It could be a historic episode of Raw tomorrow night, as WWE has invited Democratic presidential candidates Barack Obama and Hillary Clinton to settle their differences in the squared circle during the three-hour edition of the show.
Will they accept WWE's offer? Highly unlikely. But, in all seriousness, I think it would be smart for the candidates to think outside the box and at least send along a taped message. It would show that they have a sense of humor and don't take themselves too seriously, which just might get them over with some undecided voters.
I'm sure there are some wrestling fans rolling their eyes at WWE's obvious publicity stunt, but I think it's pretty clever. WWE already has received some press coverage on the company's invitation to the candidates, and it will likely get more based on whatever happens – or doesn't happen – on the show. It's all about getting the company's name out there and trying to lure new viewers to sample the product.
To add to the hype, the makers of the WWE Smackdown vs. Raw 2008 game have produced a video simulating what could happen if Obama and Clinton square off.
I have come up with my own scenario of what would happen if the two Democratic heavyweights show up tomorrow night in Greenville, S.C., for Raw:
Obama comes to the ring first and soaks up the cheers of the crowd for about 30 seconds before dramatically raising the microphone to his mouth.

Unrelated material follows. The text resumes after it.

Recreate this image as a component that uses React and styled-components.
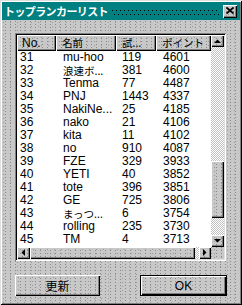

"Finally, Barack has come back to Greenville!" he says.
The charismatic Obama talks some smack about Clinton, and then waits for her to make her entrance. At that point, Bill Clinton appears on the stage, and he's pushing Hillary in a wheelchair. She appears to be in a catatonic state.
Bill helps her into the ring and seats her back in the wheelchair, as Obama looks confused. Bill explains that Hillary caught him in the divas' locker room earlier and she was livid. Bill says he couldn't calm her down, so when she wasn't looking, he slipped some sedatives into her water. He says that Vince McMahon told him that's how he should handle a wife who meddles in his affairs. "I just wish Vince would have told me that about 10 years ago," Bill says.
Obama then declares that he is the winner of the match by default. Suddenly, Hillary rises from the wheelchair and kicks Bill below the belt, sending the former president crumbling to the mat. "Oh, man, I feel your pain," Obama says as he clutches his own lower abdomen.
Hillary picks up a microphone and explains that she got some advice on how to handle a philandering husband from Linda McMahon, so she only pretended to drink the spiked water.
"And now you're next," she says to Obama. He takes a defensive stance and tries to reason with her. Obama says he doesn't think they should fight because they are really on the same side. He extends his hand as a gesture of friendship.
Hillary hesitates, unsure of whether to trust him. Finally, she shakes his hand, and then the two candidates raise each other's arms in a show of solidarity.
All of a sudden, Obama decks Hillary, knocking her out cold.
"You see, Hillary," he says standing over her, "it's like I've been telling you all along. I'm all about change."
He opens his clenched fist to reveal a roll of quarters.
Before walking off, Obama delivers one final line: "If you smell what Barack is cookin'!"